The last big tech demo was the Sojourner Rover. It was a small robotic vehicle the size of a microwave oven that they hoped would last seven days. It went for 85, and it gave NASA the first taste of success it needed to follow on with 20 years of Martian rovers.

Both of these projects were cheap, by NASA standards, and because they were technical demonstrators, the development teams were allowed significantly more design freedom, again by NASA standards.

None of this compares to the “heck I’ll just hot-air an op-amp off an old project” of weekend hacking around here, but I absolutely believe that a part of the tremendous success of both Sojourner and Ingenuity were due to the risks that the development teams were allowed to take. Creativity and successful design thrives on the right blend of constraint and freedom.

Will Ingenuity give birth to a long series of flying planetary rovers as Sojourner did for her rocker-bogie based descendants? Too early to tell. But I certainly hope that someone within NASA is noticing the high impact that these technical demonstrator projects have, and also noting why. The addition of a little bit of hacker spirit to match NASA’s professionalism probably goes a long way.

38 thoughts on “The Freedom To Fail

  1. As a hacker I think it’s important to aim for a predefined project failure rate.
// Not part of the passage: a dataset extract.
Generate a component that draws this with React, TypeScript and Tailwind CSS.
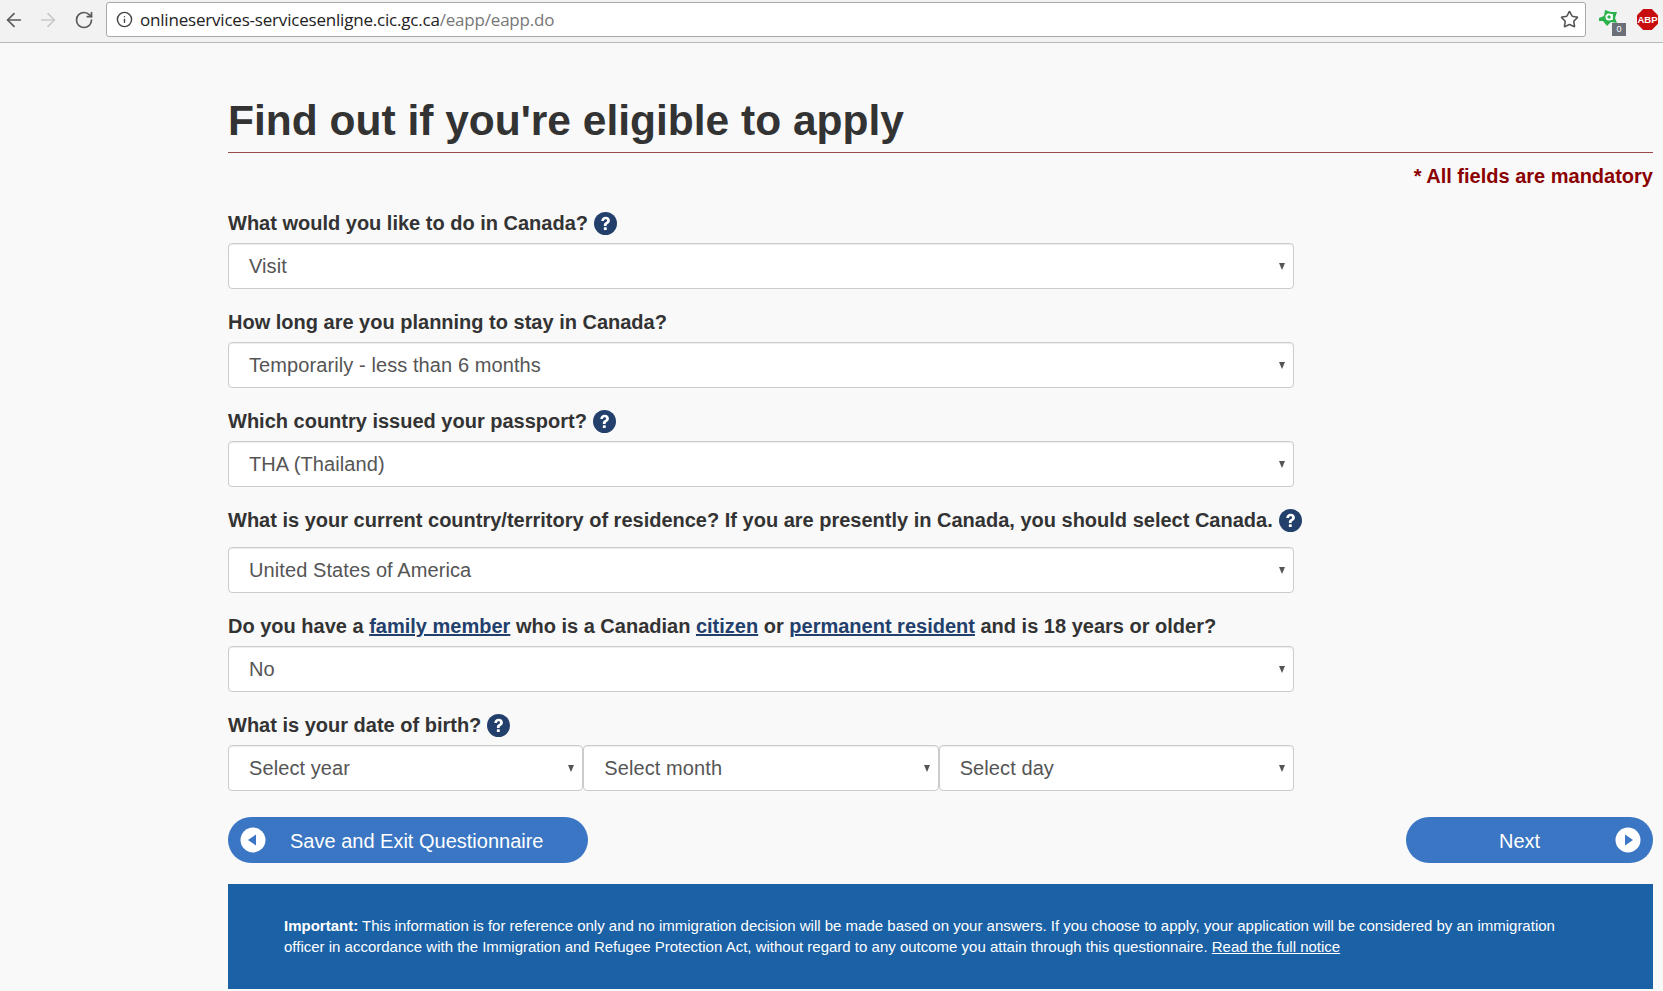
import React from 'react';
import { ArrowLeft, ArrowRight, RotateCw, Info, Star } from 'lucide-react';

function Help() {
  return (
    <svg viewBox="0 0 24 24" className="w-[23px] h-[23px] shrink-0 ml-[6px]">
      <circle cx="12" cy="12" r="12" fill="#23406c" />
      <path d="M7.6 9.4C7.6 6.8 9.6 5 12.2 5c2.6 0 4.4 1.5 4.4 3.8 0 1.7-.9 2.6-2.1 3.4-1 .6-1.3 1.1-1.3 2v.4h-2.9v-.6c0-1.6.6-2.4 1.8-3.2 1-.6 1.5-1.1 1.5-1.9 0-.9-.6-1.4-1.5-1.4-1 0-1.7.7-1.7 1.9H7.6z" fill="#fff" />
      <rect x="10.3" y="15.8" width="3" height="3" rx=".4" fill="#fff" />
    </svg>
  );
}

function Select({ value, className = '' }: { value: string; className?: string }) {
  return (
    <div className={`relative h-[46px] min-w-0 ${className}`}>
      <select
        defaultValue={value}
        className="w-full h-full appearance-none bg-white border border-[#cccccc] rounded-[4px] pl-[20px] pr-[30px] text-[20px] tracking-[0.09px] text-[#555555] shadow-[inset_0_1px_1px_rgba(0,0,0,0.075)] outline-none"
      >
        <option>{value}</option>
      </select>
      <span className="absolute right-[9px] top-[20px] w-0 h-0 border-x-[3.5px] border-x-transparent border-t-[7px] border-t-[#555555]" />
    </div>
  );
}

function Label({ children, help }: { children: React.ReactNode; help?: boolean }) {
  return (
    <div className="flex items-center h-[30px] pb-[2px] text-[20px] font-bold text-[#333333] whitespace-nowrap">
      <span>{children}</span>
      {help && <Help />}
    </div>
  );
}

function TermLink({ children }: { children: React.ReactNode }) {
  return <a className="text-[#23406c] underline">{children}</a>;
}

function RoundIcon({ dir }: { dir: 'left' | 'right' }) {
  return (
    <svg viewBox="0 0 26 26" className="w-[26px] h-[26px] shrink-0">
      <circle cx="13" cy="13" r="12.5" fill="#fff" />
      {dir === 'left' ? (
        <path d="M8 13l8-5.5v11z" fill="#3a76c3" />
      ) : (
        <path d="M18 13l-8-5.5v11z" fill="#3a76c3" />
      )}
    </svg>
  );
}

export default function App() {
  return (
    <div className="w-full h-[991px] overflow-hidden bg-[#f9f9f9] font-['Liberation_Sans',Arial,sans-serif]">
      {/* Browser toolbar */}
      <div className="h-[43px] bg-[#f2f2f2] border-b border-[#b9b9b9] flex items-center">
        <div className="flex items-center w-[106px] pl-[3px] mb-[3px]">
          <ArrowLeft className="w-[22px] h-[22px] text-[#5a5a5a]" strokeWidth={1.8} />
          <ArrowRight className="w-[22px] h-[22px] text-[#c9c9c9] ml-[12px]" strokeWidth={1.8} />
          <RotateCw className="w-[20px] h-[20px] text-[#5a5a5a] ml-[15px]" strokeWidth={2} />
        </div>
        <div className="w-[1480px] h-[35px] mb-[4px] bg-white border border-[#a9a9a9] rounded-[3px] flex items-center pl-[9px] pr-[6px]">
          <Info className="w-[17px] h-[17px] text-[#444444]" strokeWidth={2} />
          <div className="ml-[7px] pt-[2px] flex-1 text-[17px] text-[#222222] font-['Open_Sans',sans-serif] tracking-[-0.2px]">
            onlineservices-servicesenligne.cic.gc.ca<span className="text-[#777777]">/eapp/eapp.do</span>
          </div>
          <Star className="w-[19px] h-[19px] text-[#555555]" strokeWidth={2} />
        </div>
        <div className="relative flex-1 h-full">
          <svg viewBox="0 0 20 18" className="absolute left-[12px] top-[9px] w-[20px] h-[18px]">
            <path d="M1 9l5-2 1-6 6 2 6 0-2 6 2 5-6-1-4 4-4-5-4 0z" fill="#2bb24c" />
            <circle cx="11" cy="8" r="2.6" fill="none" stroke="#fff" strokeWidth="1.8" />
            <rect x="13" y="5" width="1.8" height="6" fill="#fff" />
          </svg>
          <span className="absolute left-[26px] top-[23px] w-[14px] h-[13px] bg-[#6b6f78] text-white text-[9px] leading-[13px] text-center">0</span>
          <svg viewBox="0 0 22 22" className="absolute left-[51px] top-[9px] w-[21px] h-[21px]">
            <path d="M6.5 0h9L22 6.5v9L15.5 22h-9L0 15.5v-9z" fill="#c70d0d" />
            <text x="11" y="15" textAnchor="middle" fontSize="10" fontWeight="700" fill="#fff" fontFamily="Liberation Sans">ABP</text>
          </svg>
        </div>
      </div>

      {/* Page */}
      <div className="ml-[228px] mr-[10px]">
        <h1 className="h-[110px] pt-[52px] text-[42.5px] leading-[52px] font-bold text-[#333333] border-b border-[#9a4a4a] box-border whitespace-nowrap">
          Find out if you're eligible to apply
        </h1>
        <p className="h-[56px] pt-[11px] text-right text-[20px] leading-[24px] font-bold text-[#8b0000]">* All fields are mandatory</p>

        <div className="w-[1066px]">
          <Label help>What would you like to do in Canada?</Label>
          <Select value="Visit" className="mt-[4px]" />

          <div className="mt-[19px]"><Label>How long are you planning to stay in Canada?</Label></div>
          <Select value="Temporarily - less than 6 months" className="mt-[4px]" />

          <div className="mt-[19px]"><Label help>Which country issued your passport?</Label></div>
          <Select value="THA (Thailand)" className="mt-[4px]" />

          <div className="mt-[19px]"><Label help>What is your current country/territory of residence? If you are presently in Canada, you should select Canada.</Label></div>
          <Select value="United States of America" className="mt-[11px]" />

          <div className="mt-[19px]">
            <Label>
              Do you have a <TermLink>family member</TermLink> who is a Canadian <TermLink>citizen</TermLink> or{' '}
              <TermLink>permanent resident</TermLink> and is 18 years or older?
            </Label>
          </div>
          <Select value="No" className="mt-[4px]" />

          <div className="mt-[19px]"><Label help>What is your date of birth?</Label></div>
          <div className="mt-[4px] grid grid-cols-3">
            <Select value="Select year" />
            <Select value="Select month" />
            <Select value="Select day" />
          </div>
        </div>

        <div className="mt-[26px] flex justify-between">
          <button className="w-[360px] h-[46px] rounded-full bg-[#3a76c3] text-white text-[20px] flex items-center pl-[12px]">
            <RoundIcon dir="left" />
            <span className="ml-[24px] pt-[2px]">Save and Exit Questionnaire</span>
          </button>
          <button className="relative w-[247px] h-[46px] rounded-full bg-[#3a76c3] text-white text-[20px] flex items-center justify-center pr-[20px]">
            <span className="pt-[2px]">Next</span>
            <span className="absolute right-[0px] top-[10px] pr-[12px] flex"><RoundIcon dir="right" /></span>
          </button>
        </div>

        <div className="mt-[21px] h-[105px] bg-[#1a61a6] text-white text-[15px] leading-[21px] pl-[56px] pr-[80px] pt-[31px]">
          <b>Important:</b> This information is for reference only and no immigration decision will be made based on your answers. If you choose to apply, your application will be considered by an immigration officer in accordance with the Immigration and Refugee Protection Act, without regard to any outcome you attain through this questionnaire.{' '}
          <a className="underline">Read the full notice</a>
        </div>
      </div>
    </div>
  );
}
Personally, I aim for 20% and if my success rate creeps up too far I have to chose something more demanding / risky to counter balance or else I get told off by the cat.

    1. I’d rather keep my aims to be successful practically always, but allow reverse feature creep to define successful when it is good enough, rather than as good as I wanted it to be. For instance a dead baby Bose radio got gutted and fitted with a decent audio card and Pi, battery power regulator but there are no display or buttons functional right now – it sounds really good and fits nicely in the corner of the workshop, not yet gone back to it. So that is a success…

      Note: Possibly some failures along the way to getting there, scraping a part or two along the way is to be expected. But as I have not got the money to make it worth even trying to take on projects I am certain to fail at many many times….

    1. It also helps if you use the ‘Von Braun’ scale when measuring success.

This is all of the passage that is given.